The man behind the torture

Perhaps the most powerful lawyer in the Bush administration is also the most reclusive. David Addington, who was Vice President Dick Cheney’s counsel from 2001 to 2005, and since then his chief of staff, does not talk to the press. His voice, however, has been enormously influential behind closed doors, where, with Cheney’s backing, he has helped shape the administration’s strategy in the war on terror, and in particular its aggressively expansive conception of executive power. Sometimes called “Cheney’s Cheney,” Addington has twenty years of experience in national security matters—he has been a lawyer for the CIA, the secretary of defense, and two congressional committees concerned with intelligence and foreign affairs. He is a prodigious worker, and by all accounts a brilliant inside political player. Richard Shiffrin, deputy general counsel for intelligence at the Defense Department until 2003, called him “an unopposable force.” Yet most of the American public has never heard him speak.

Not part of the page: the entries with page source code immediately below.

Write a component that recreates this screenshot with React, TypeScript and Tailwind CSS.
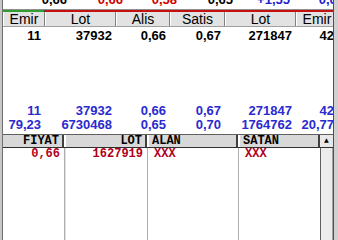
import React from 'react';

const topCols = 'grid-cols-[42px_71px_54px_55px_71px_42px]';

const prevRow = [
  { v: '0,66', c: 'text-black', w: 'w-[64px]' },
  { v: '0,66', c: 'text-[#d00000]', w: 'w-[56px]' },
  { v: '0,58', c: 'text-[#d00000]', w: 'w-[54px]' },
  { v: '0,65', c: 'text-black', w: 'w-[56px]' },
  { v: '+1,55', c: 'text-[#2020d0]', w: 'w-[57px]' },
  { v: '0,05', c: 'text-[#2020d0]', w: 'w-[54px]' },
];

const headers = ['Emir', 'Lot', 'Alis', 'Satis', 'Lot', 'Emir'];

const Row: React.FC<{ values: string[]; color: string }> = ({ values, color }) => (
  <div className={`grid ${topCols} h-[13px] leading-[13px] font-bold text-[13px] ${color}`}>
    {values.map((v, i) => (
      <div key={i} className={`text-right pr-[4px] ${i === 5 ? 'pr-0 text-left pl-[5px]' : ''}`}>
        {v}
      </div>
    ))}
  </div>
);

const App: React.FC = () => {
  return (
    <div
      className="w-[338px] h-[240px] overflow-hidden bg-white flex"
      style={{ fontFamily: '"Liberation Sans", Arial, sans-serif' }}
    >
      {/* left frame */}
      <div className="w-[2px] bg-[#c8c8c8] shrink-0" />
      <div className="w-[1px] bg-[#707070] shrink-0" />

      <div className="w-[330px] shrink-0 flex flex-col overflow-hidden">
        {/* previous row, cut off at top */}
        <div className="flex h-[9px] overflow-hidden">
          <div className="flex mt-[-8px] h-[15px] text-[13px] leading-[15px] font-bold whitespace-nowrap">
            {prevRow.map((p, i) => (
              <div key={i} className={`${p.w} shrink-0 text-right ${p.c}`}>
                {p.v}
              </div>
            ))}
          </div>
        </div>

        {/* colored bar */}
        <div className="h-[1px] bg-[#909090]" />
        <div className="flex h-[2px]">
          <div className="w-[41px] bg-[#2fa02f]" />
          <div className="w-[1px] bg-[#404040]" />
          <div className="flex-1 bg-[#c41010]" />
        </div>

        {/* header */}
        <div className={`grid ${topCols} h-[15px] bg-[#e2e2e2] border-b border-[#a0a0a0] text-[14px] leading-[14px] text-black`}>
          {headers.map((h, i) => (
            <div key={i} className="border-r border-[#808080] border-l border-l-white text-center whitespace-nowrap overflow-hidden">
              {h}
            </div>
          ))}
        </div>

        <div className="pt-[2px]">
          <Row values={['11', '37932', '0,66', '0,67', '271847', '42']} color="text-black" />
        </div>

        <div className="h-[62px]" />

        <Row values={['11', '37932', '0,66', '0,67', '271847', '42']} color="text-[#2a2ad0]" />
        <div className="h-[1px]" />
        <Row values={['79,23', '6730468', '0,65', '0,70', '1764762', '20,77']} color="text-[#2a2ad0]" />

        <div className="h-[3px]" />

        {/* lower grid */}
        <div
          className="flex-1 flex flex-col border-t border-[#606060]"
          style={{ fontFamily: '"Liberation Mono", "DejaVu Sans Mono", monospace' }}
        >
          <div className="flex h-[13px] bg-[#d8d8d8] border-b border-[#303030] text-[12px] leading-[13px] font-bold text-black">
            <div className="w-[61px] text-right pr-[3px] border-r-2 border-[#404040]">FIYAT</div>
            <div className="w-[2px] bg-white" />
            <div className="w-[81px] text-right pr-[3px] border-r-2 border-[#404040]">LOT</div>
            <div className="w-[2px] bg-white" />
            <div className="w-[89px] pl-[3px] border-r-2 border-[#404040]">ALAN</div>
            <div className="w-[2px] bg-white" />
            <div className="w-[80px] pl-[3px] border-r-2 border-[#404040]">SATAN</div>
            <div className="w-[13px] bg-[#e8e8e8] flex items-center justify-center text-[8px] leading-none">
              ▲
            </div>
          </div>
          <div className="flex flex-1 text-[12px] leading-[13px] font-bold text-[#b00020]">
            <div className="w-[62px] text-right pr-[4px] border-r border-[#b0b0b0]">0,66</div>
            <div className="w-[1px] bg-[#e0e0e0]" />
            <div className="w-[82px] text-right pr-[4px] border-r border-[#b0b0b0]">1627919</div>
            <div className="w-[91px] pl-[6px] border-r border-[#b0b0b0]">XXX</div>
            <div className="w-[81px] pl-[6px]">XXX</div>
            <div className="w-[13px] flex">
              <div className="w-[1px] bg-[#606060]" />
              <div className="flex-1 bg-[#ececec] border-r border-[#a0a0a0]" />
            </div>
          </div>
        </div>
      </div>

      {/* right frame */}
      <div className="w-[1px] bg-[#505050] shrink-0" />
      <div className="flex-1 bg-[#d0d0d0]" />
    </div>
  );
};

export default App;
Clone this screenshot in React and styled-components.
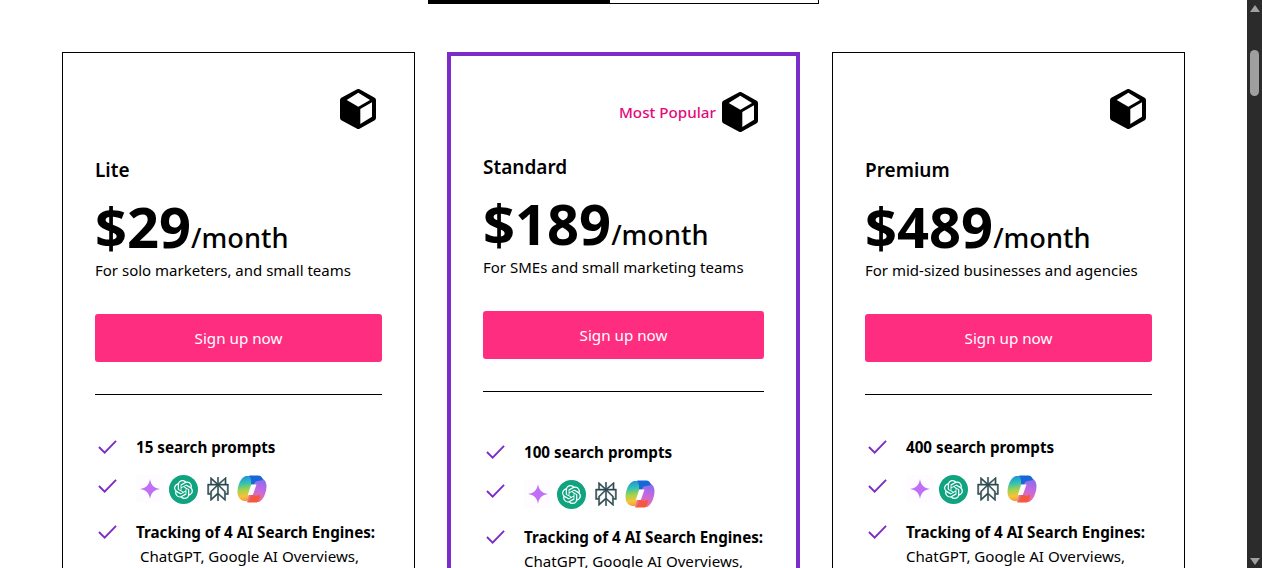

Addington’s combination of public silence and private power makes him an apt symbol for the Bush administration’s general approach to national security. Many of the administration’s most controversial policies have been adopted in secret, under Addington’s direction, often without much input from other parts of the executive branch, much less other branches of government, and without public accountability. Among the measures we know about are disappearances of detainees into secret CIA prisons, the use of torture to gather evidence, rendition of suspects to countries known for torture, and warrantless wiretapping of Americans. [complete article]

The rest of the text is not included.